Jeremy Newmark, chairman of the UK’s Jewish Labour Movement and a former chief executive of the Jewish Leadership Council (Courtesy)

Denying the allegations, Newmark told the Jewish Chronicle that regarding hotel and flight expenses, “More often than not, personal holidays in Israel were regularly interrupted by JLC work or by myself taking time out of my holiday to hold JLC related meetings in order to save the need for standalone trips.All work travel and associated costs were signed off using a specific form by designated trustees, in advance, including travel and ground costs.”

Regarding the BMW, he said, “the Mini was returned at the end of its lease and it was, due to an offer, possible to lease a larger and more economically friendly car within the allocated budget.” The figure of £46,000 was “a sensationalist red herring” reflecting the taxable value of the car, not the monthly leasing cost to the JLC.

On the contracts for his wife’s company, he said, “I had no involvement whatsoever in this procurement process….I immediately recused myself from the matter — made this clear in writing and instituted a process whereby I had no role in supervising the work, approving invoices, payments or consultancy rates.”

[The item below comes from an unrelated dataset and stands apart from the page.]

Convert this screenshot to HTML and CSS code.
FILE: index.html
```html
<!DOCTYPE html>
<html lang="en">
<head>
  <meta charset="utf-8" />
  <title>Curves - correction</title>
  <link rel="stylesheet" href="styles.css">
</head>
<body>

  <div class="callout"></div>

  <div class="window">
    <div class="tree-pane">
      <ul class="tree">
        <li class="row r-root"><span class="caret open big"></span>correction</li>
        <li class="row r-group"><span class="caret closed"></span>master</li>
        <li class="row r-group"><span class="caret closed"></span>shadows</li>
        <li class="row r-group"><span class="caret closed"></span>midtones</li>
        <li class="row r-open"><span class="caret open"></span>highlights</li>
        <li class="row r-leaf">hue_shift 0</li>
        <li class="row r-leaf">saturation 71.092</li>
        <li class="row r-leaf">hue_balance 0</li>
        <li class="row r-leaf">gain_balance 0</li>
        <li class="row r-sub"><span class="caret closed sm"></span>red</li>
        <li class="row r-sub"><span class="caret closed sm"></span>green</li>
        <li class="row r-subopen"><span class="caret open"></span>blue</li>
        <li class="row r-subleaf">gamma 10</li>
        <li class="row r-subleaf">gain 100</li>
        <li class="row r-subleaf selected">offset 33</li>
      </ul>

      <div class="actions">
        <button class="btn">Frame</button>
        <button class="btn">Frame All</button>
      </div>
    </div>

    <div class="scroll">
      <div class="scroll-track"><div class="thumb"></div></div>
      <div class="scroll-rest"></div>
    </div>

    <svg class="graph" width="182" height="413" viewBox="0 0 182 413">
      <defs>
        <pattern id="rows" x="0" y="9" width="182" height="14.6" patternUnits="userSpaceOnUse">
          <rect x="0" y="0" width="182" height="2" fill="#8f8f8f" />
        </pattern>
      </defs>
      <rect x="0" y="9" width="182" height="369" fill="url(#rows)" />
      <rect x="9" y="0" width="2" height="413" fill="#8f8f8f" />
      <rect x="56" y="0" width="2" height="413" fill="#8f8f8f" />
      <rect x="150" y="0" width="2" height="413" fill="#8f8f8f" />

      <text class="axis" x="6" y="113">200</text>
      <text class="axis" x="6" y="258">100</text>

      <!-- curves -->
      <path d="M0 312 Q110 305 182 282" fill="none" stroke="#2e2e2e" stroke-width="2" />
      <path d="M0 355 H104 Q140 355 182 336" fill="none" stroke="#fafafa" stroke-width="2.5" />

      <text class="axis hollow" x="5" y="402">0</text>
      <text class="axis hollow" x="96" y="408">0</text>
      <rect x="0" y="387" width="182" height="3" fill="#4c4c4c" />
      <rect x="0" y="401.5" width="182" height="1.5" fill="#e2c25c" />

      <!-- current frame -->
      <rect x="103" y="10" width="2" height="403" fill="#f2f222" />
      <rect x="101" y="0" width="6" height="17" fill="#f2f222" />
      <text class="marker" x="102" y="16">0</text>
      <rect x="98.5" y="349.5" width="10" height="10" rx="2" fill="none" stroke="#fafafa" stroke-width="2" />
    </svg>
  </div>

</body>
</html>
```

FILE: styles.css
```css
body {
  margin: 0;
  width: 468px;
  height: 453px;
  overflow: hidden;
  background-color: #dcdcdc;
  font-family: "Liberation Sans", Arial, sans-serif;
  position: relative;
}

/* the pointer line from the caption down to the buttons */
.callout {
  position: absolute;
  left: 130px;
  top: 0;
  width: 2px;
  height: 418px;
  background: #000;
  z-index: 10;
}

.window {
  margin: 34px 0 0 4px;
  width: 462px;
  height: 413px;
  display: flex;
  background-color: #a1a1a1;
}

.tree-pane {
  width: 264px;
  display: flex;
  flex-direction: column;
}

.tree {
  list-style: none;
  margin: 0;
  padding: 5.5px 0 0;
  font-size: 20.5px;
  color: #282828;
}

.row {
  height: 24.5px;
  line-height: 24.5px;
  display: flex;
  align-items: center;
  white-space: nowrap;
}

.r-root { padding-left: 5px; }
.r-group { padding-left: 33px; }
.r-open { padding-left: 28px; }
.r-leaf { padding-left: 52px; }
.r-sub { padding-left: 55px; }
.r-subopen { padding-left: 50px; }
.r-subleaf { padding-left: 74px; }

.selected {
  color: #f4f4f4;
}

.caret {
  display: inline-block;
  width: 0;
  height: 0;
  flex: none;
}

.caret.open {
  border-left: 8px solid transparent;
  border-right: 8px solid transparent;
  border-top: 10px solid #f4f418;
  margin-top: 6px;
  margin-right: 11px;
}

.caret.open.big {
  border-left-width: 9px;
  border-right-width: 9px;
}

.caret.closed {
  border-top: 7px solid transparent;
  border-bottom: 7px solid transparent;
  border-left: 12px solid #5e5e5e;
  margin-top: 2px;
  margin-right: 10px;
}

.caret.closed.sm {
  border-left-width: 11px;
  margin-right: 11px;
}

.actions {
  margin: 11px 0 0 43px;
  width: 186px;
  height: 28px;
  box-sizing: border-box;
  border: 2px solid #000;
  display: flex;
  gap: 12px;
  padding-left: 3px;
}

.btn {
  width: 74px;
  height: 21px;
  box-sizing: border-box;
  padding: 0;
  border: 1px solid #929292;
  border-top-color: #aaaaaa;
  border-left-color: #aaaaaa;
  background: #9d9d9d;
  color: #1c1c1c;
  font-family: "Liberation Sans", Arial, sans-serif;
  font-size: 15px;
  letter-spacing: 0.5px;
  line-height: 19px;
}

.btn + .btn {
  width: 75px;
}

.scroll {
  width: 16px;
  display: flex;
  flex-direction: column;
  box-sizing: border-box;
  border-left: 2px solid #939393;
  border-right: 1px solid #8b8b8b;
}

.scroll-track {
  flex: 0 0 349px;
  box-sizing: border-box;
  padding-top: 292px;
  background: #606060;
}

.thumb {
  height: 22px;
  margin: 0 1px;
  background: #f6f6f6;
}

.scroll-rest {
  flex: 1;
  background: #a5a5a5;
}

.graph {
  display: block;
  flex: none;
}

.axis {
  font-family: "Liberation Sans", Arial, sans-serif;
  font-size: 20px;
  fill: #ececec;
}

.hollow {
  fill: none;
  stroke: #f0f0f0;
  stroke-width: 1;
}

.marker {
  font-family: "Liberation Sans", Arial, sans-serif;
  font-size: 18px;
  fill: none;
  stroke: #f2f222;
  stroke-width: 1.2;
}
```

He also denied misleading charities, citing “a lack of understanding,” and said he would never knowingly have sent any false information to the auditors.

“These allegations appear designed to be part of a politically motivated smear,” Newmark said. “JLC is a complex and multifaceted organisation that I led professionally from a startup to a key part of the communal infrastructure to broad acclaim….It is easy to take things out of context and try to create a picture that is removed from reality.”

JLC members include the leaders of synagogues of all denominations, the main communal charities, welfare organizations and representative bodies.